Anouar Brahem (أنور براهم; born on 20 October 1957) is a Tunisian oud player and composer. He is widely acclaimed as an innovator in his field. Performing primarily for a jazz audience, he combines Arabic classical music, folk music and jazz and has been recording since at least 1991, after becoming prominent in his own country in the late 1980s.

==Biography==
Brahem was born and raised in the Halfaouine neighbourhood in the Medina of Tunis, Tunisia. He studied oud at Tunisia's National Conservatory of Music and after that with oud master Ali Sriti. In 1981, he left for Paris in search of new vistas. This enabled him to meet musicians from a variety of genres. He remained there for four years, notably composing music for Tunisian cinema and theatre. He collaborated with Maurice Béjart for his ballet Thalassa Mare Nostrum and with Gabriel Yared as lutist for Costa Gavras’ film Hanna K..

After a period back in Tunisia in the late 1980s, when Brahem was appointed director of the Ensemble musical de la ville de Tunis, he toured in the United States and Canada and then signed with ECM Records, with whom he has recorded a series of critically acclaimed albums. These include Thimar, recorded with saxophonist John Surman and bassist Dave Holland.

Along with oud virtuosos Rabih Abou-Khalil and Dhafer Youssef, Brahem has helped establish the oud as an important instrument of Ethno jazz. Most often he plays in an ensemble of three or four other musicians. He has collaborated throughout his career and on several albums with other musicians: Tunisian percussionist Lassad Hosni and violinist Bechir Selmi and Turkish clarinetist Barbaros Erköse. He has also performed live concerts with these same ensembles.

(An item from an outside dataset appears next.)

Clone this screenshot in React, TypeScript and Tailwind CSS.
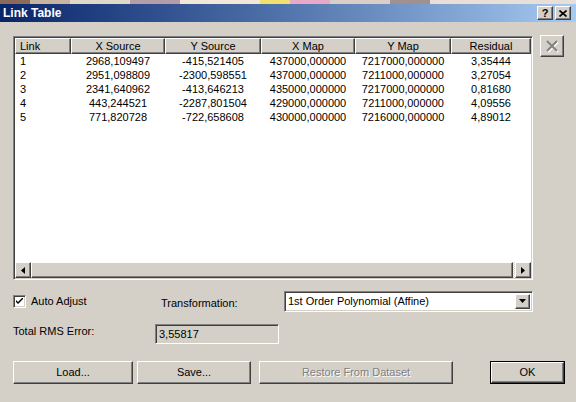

Anouar released Blue Maqams in 2017 with a band that included Jack DeJohnette, Dave Holland, and Django Bates.

==Selected discography==
===As leader===

| Year | Album | Peak positions |  |  |  | Notes |
| BEL (Fl) | BEL (Wa) | FRA | SWI |
| 1991 | Barzakh |  |  |  |  | with Lassad Hosni and Bechir Selmi |
| 1992 | Conte de l'incroyable amour |  |  |  |  | with Barbaros Erköse |
| 1995 | Khomsa |  |  |  |  | with Richard Galliano, Bechir Selmi and François Couturier |
| 1998 | Thimar |  |  |  |  | with John Surman and Dave Holland |
| 2000 | Astrakan Café (as Anouar Brahem Trio) |  |  |  |  | with Barbaros Erköse and Lassad Hosni |
| 2002 | Le Pas du chat noir |  |  | 86 |  | with François Couturier and Jean-Louis Matinier |
| 2006 | Le Voyage de Sahar | 89 |  | 89 |  | with François Couturier and Jean-Louis Matinier |
| 2009 | The Astounding Eyes of Rita | 81 | 89 | 84 |  | with Klaus Gesing, Björn Meyer and Khaled Yassine |
| 2014 | Souvenance | 43 | 75 | 64 | 82 | with Francois Couturier, Klaus Gesing and Björn Meyer |
| 2017 | Blue Maqams | 40 | 62 | 51 | 23 | with Jack DeJohnette, Dave Holland and Django Bates |
| 2025 | After the Last Sky |  |  |  |  | with Dave Holland, Django Bates, and Anja Lechner |

===Soundtracks===
- 1994: The Silences of the Palace with Sonia Laraissi
- 2010 : ‘’You Never Left” 8m video by Youssef Nabil
- 2015: ‘’I Saved My Belly Dancer ‘’ 12m video by Youssef Nabil

===Collaborations===
- 1994: Madar with Jan Garbarek and Ustad Shaukat Hussain.
- 2002: Charmediterranéen with Orchestre National de Jazz and Gianluigi Trovesi.